## To do
Identify the lines holding "components" and copy them.

## Data block
>>>

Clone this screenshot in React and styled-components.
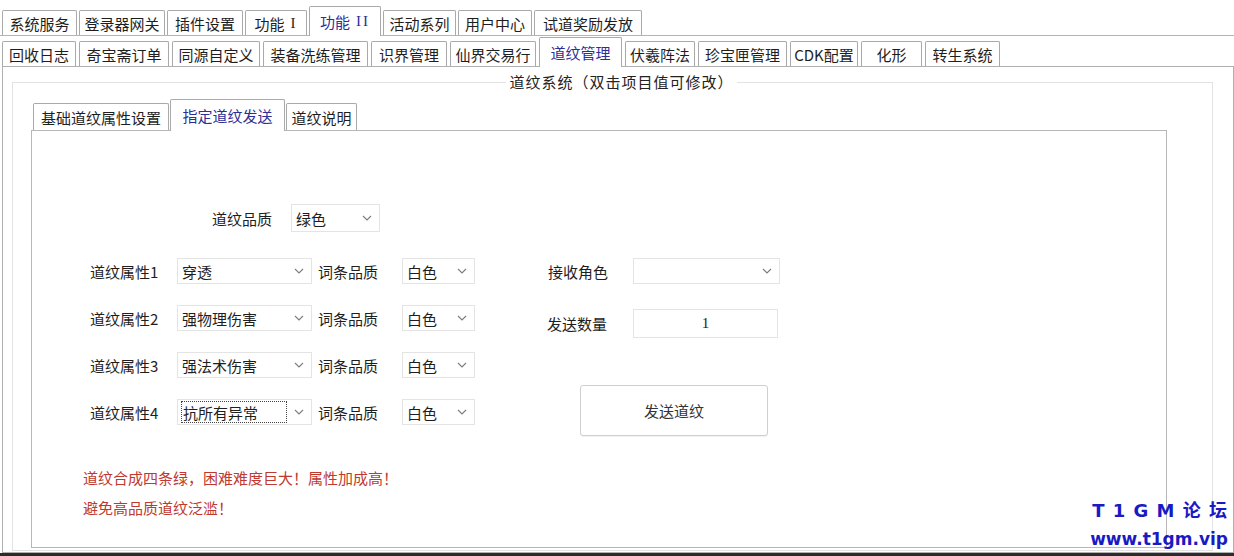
import React from "react";
import styled, { createGlobalStyle } from "styled-components";

const GlobalStyle = createGlobalStyle`
  html, body {
    margin: 0;
    padding: 0;
    background: #fff;
  }
  body {
    font-family: "Noto Sans CJK SC", "Noto Sans", sans-serif;
    font-size: 15px;
    color: #1e1e1e;
  }
  * {
    box-sizing: border-box;
  }
`;

const Screen = styled.div`
  position: relative;
  width: 1234px;
  height: 556px;
  overflow: hidden;
  background: #fff;
  display: flex;
  flex-direction: column;
`;

const TabStrip = styled.div`
  display: flex;
  align-items: flex-end;
  gap: ${(p) => p.$gap}px;
  height: ${(p) => p.$height}px;
  padding-left: ${(p) => p.$indent}px;
  border-bottom: ${(p) => (p.$line ? "1px solid #b4b4b4" : "none")};
  flex-shrink: 0;
`;

const Tab = styled.div`
  position: relative;
  z-index: ${(p) => (p.$active ? 2 : 1)};
  width: ${(p) => p.$w}px;
  height: ${(p) => (p.$active ? p.$h + 5 : p.$h)}px;
  margin-bottom: ${(p) => (p.$active ? -1 : 0)}px;
  display: flex;
  align-items: center;
  justify-content: center;
  padding-top: ${(p) => (p.$active ? 0 : 1)}px;
  border: 1px solid #a9a9a9;
  border-bottom: none;
  border-radius: 2px 2px 0 0;
  background: #fff;
  color: ${(p) => (p.$active ? "#2e2e98" : "#1e1e1e")};
  font-size: 15px;
  line-height: 1;
  white-space: nowrap;
`;

const Numeral = styled.span`
  font-family: "Liberation Serif", serif;
  margin-left: 6px;
  letter-spacing: 2px;
`;

const Panel = styled.div`
  margin-left: 2px;
  width: 1232px;
  height: 487px;
  border: 1px solid #afafaf;
  flex-shrink: 0;
`;

const BottomRule = styled.div`
  height: 3px;
  background: #2b2b2b;
  flex-shrink: 0;
`;

const GroupBox = styled.fieldset`
  margin: 5px 0 0 9px;
  width: 1201px;
  height: 479px;
  padding: 9px 0 0 18px;
  border: 1px solid #e3e3e3;
  min-inline-size: 0;
`;

const Legend = styled.legend`
  margin: 0 auto;
  padding: 0 3px;
  font-size: 15px;
  letter-spacing: 1px;
  line-height: 20px;
  color: #222;
`;

const InnerPanel = styled.div`
  width: 1136px;
  height: 418px;
  border: 1px solid #b7b7b7;
  padding-top: 73px;
  background: #fff;
`;

const QualityRow = styled.div`
  display: flex;
  align-items: center;
  height: 28px;
  padding-left: 178px;
  gap: 19px;
`;

const Label = styled.div`
  width: ${(p) => p.$w || "auto"};
  text-align: ${(p) => p.$align || "left"};
  padding-left: ${(p) => p.$pad || 0}px;
  font-size: 15px;
  line-height: 1;
  color: #1e1e1e;
  white-space: nowrap;
  align-self: center;
`;

const SelectBox = styled.div`
  width: ${(p) => p.$w}px;
  height: ${(p) => p.$h || 26}px;
  display: flex;
  align-items: center;
  justify-content: space-between;
  padding: 0 7px 0 4px;
  border: 1px solid #e4e4e4;
  background: #fff;
  font-size: 15px;
  color: #1e1e1e;
`;

const SelectText = styled.span`
  line-height: 1;
  padding: ${(p) => (p.$focused ? "3px 0 2px 1px" : "0")};
  margin-left: ${(p) => (p.$focused ? -1 : 0)}px;
  width: ${(p) => (p.$focused ? "106px" : "auto")};
  border: ${(p) => (p.$focused ? "1px dotted #444" : "none")};
`;

const Chevron = () => (
  <svg width="10" height="6" viewBox="0 0 10 6">
    <path d="M1 1 L5 5 L9 1" fill="none" stroke="#7c7c7c" strokeWidth="1.1" />
  </svg>
);

const Select = ({ w, h, value, focused }) => (
  <SelectBox $w={w} $h={h}>
    <SelectText $focused={focused}>{value}</SelectText>
    <Chevron />
  </SelectBox>
);

const FormArea = styled.div`
  display: flex;
  align-items: flex-start;
  margin-top: 26px;
  padding-left: 57px;
`;

const AttrGrid = styled.div`
  display: grid;
  grid-template-columns: 88px 135px 90px 73px;
  grid-auto-rows: 26px;
  row-gap: 21px;
`;

const SideColumn = styled.div`
  margin-left: 72px;
  display: flex;
  flex-direction: column;
`;

const SideGrid = styled.div`
  display: grid;
  grid-template-columns: 86px 147px;
  grid-template-rows: 26px 29px;
  row-gap: 25px;
`;

const NumberField = styled.div`
  width: 145px;
  height: 29px;
  border: 1px solid #e4e4e4;
  display: flex;
  align-items: center;
  justify-content: center;
  font-family: "Liberation Serif", serif;
  font-size: 15px;
  color: #1e1e1e;
`;

const SendButton = styled.div`
  margin: 47px 0 0 33px;
  width: 188px;
  height: 51px;
  display: flex;
  align-items: center;
  justify-content: center;
  border: 1px solid #cfcfcf;
  border-radius: 3px;
  background: #fff;
  box-shadow: 0 1px 1px rgba(0, 0, 0, 0.06);
  font-size: 15px;
  color: #333;
`;

const Notes = styled.div`
  margin-top: 27px;
  padding-left: 51px;
  color: #c0392f;
  font-size: 15px;
  line-height: 30px;
`;

const Watermark = styled.div`
  position: absolute;
  right: 6px;
  bottom: 3px;
  text-align: right;
  color: #1a1ac4;
  font-family: "DejaVu Sans", "Noto Sans CJK SC", sans-serif;
  font-weight: 700;
  font-size: 17px;
  line-height: 28px;
`;

const WatermarkTitle = styled.div`
  font-size: 18px;
  letter-spacing: 1px;
`;

const topTabs = [
  ["系统服务", 75],
  ["登录器网关", 86],
  ["插件设置", 76],
  ["功能", 62, false, "I"],
  ["功能", 72, true, "II"],
  ["活动系列", 73],
  ["用户中心", 74],
  ["试道奖励发放", 108],
];

const subTabs = [
  ["回收日志", 74],
  ["奇宝斋订单", 90],
  ["同源自定义", 88],
  ["装备洗练管理", 105],
  ["识界管理", 76],
  ["仙界交易行", 86],
  ["道纹管理", 83, true],
  ["伏羲阵法", 70],
  ["珍宝匣管理", 89],
  ["CDK配置", 68],
  ["化形", 61],
  ["转生系统", 75],
];

const innerTabs = [
  ["基础道纹属性设置", 136],
  ["指定道纹发送", 115, true],
  ["道纹说明", 71],
];

const attrs = [
  ["道纹属性1", "穿透"],
  ["道纹属性2", "强物理伤害"],
  ["道纹属性3", "强法术伤害"],
  ["道纹属性4", "抗所有异常", true],
];

const App = () => {
  return (
    <>
      <GlobalStyle />
      <Screen>
        <TabStrip $height={36} $indent={2} $gap={2} $line>
          {topTabs.map(([label, w, active, num]) => (
            <Tab key={label + (num || "")} $w={w} $h={25} $active={active}>
              {label}
              {num && <Numeral>{num}</Numeral>}
            </Tab>
          ))}
        </TabStrip>
        <TabStrip $height={30} $indent={2} $gap={3}>
          {subTabs.map(([label, w, active]) => (
            <Tab key={label} $w={w} $h={25} $active={active}>
              {label}
            </Tab>
          ))}
        </TabStrip>
        <Panel>
          <GroupBox>
            <Legend>道纹系统（双击项目值可修改）</Legend>
            <TabStrip $height={29} $indent={2} $gap={1}>
              {innerTabs.map(([label, w, active]) => (
                <Tab key={label} $w={w} $h={27} $active={active}>
                  {label}
                </Tab>
              ))}
            </TabStrip>
            <InnerPanel>
              <QualityRow>
                <Label $w="62px" $align="right">道纹品质</Label>
                <Select w={89} h={28} value="绿色" />
              </QualityRow>
              <FormArea>
                <AttrGrid>
                  {attrs.map(([label, value, focused]) => (
                    <React.Fragment key={label}>
                      <Label $pad={1}>{label}</Label>
                      <Select w={135} value={value} focused={focused} />
                      <Label $pad={6}>词条品质</Label>
                      <Select w={73} value="白色" />
                    </React.Fragment>
                  ))}
                </AttrGrid>
                <SideColumn>
                  <SideGrid>
                    <Label $pad={1}>接收角色</Label>
                    <Select w={147} value="" />
                    <Label>发送数量</Label>
                    <NumberField>1</NumberField>
                  </SideGrid>
                  <SendButton>发送道纹</SendButton>
                </SideColumn>
              </FormArea>
              <Notes>
                <div>道纹合成四条绿，困难难度巨大！属性加成高！</div>
                <div>避免高品质道纹泛滥！</div>
              </Notes>
            </InnerPanel>
          </GroupBox>
        </Panel>
        <BottomRule />
        <Watermark>
          <WatermarkTitle>T 1 G M 论 坛</WatermarkTitle>
          <div>www.t1gm.vip</div>
        </Watermark>
      </Screen>
    </>
  );
};

export default App;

<<<

## Completed task
Clone this screenshot in React and styled-components.
import styled, { createGlobalStyle } from "styled-components";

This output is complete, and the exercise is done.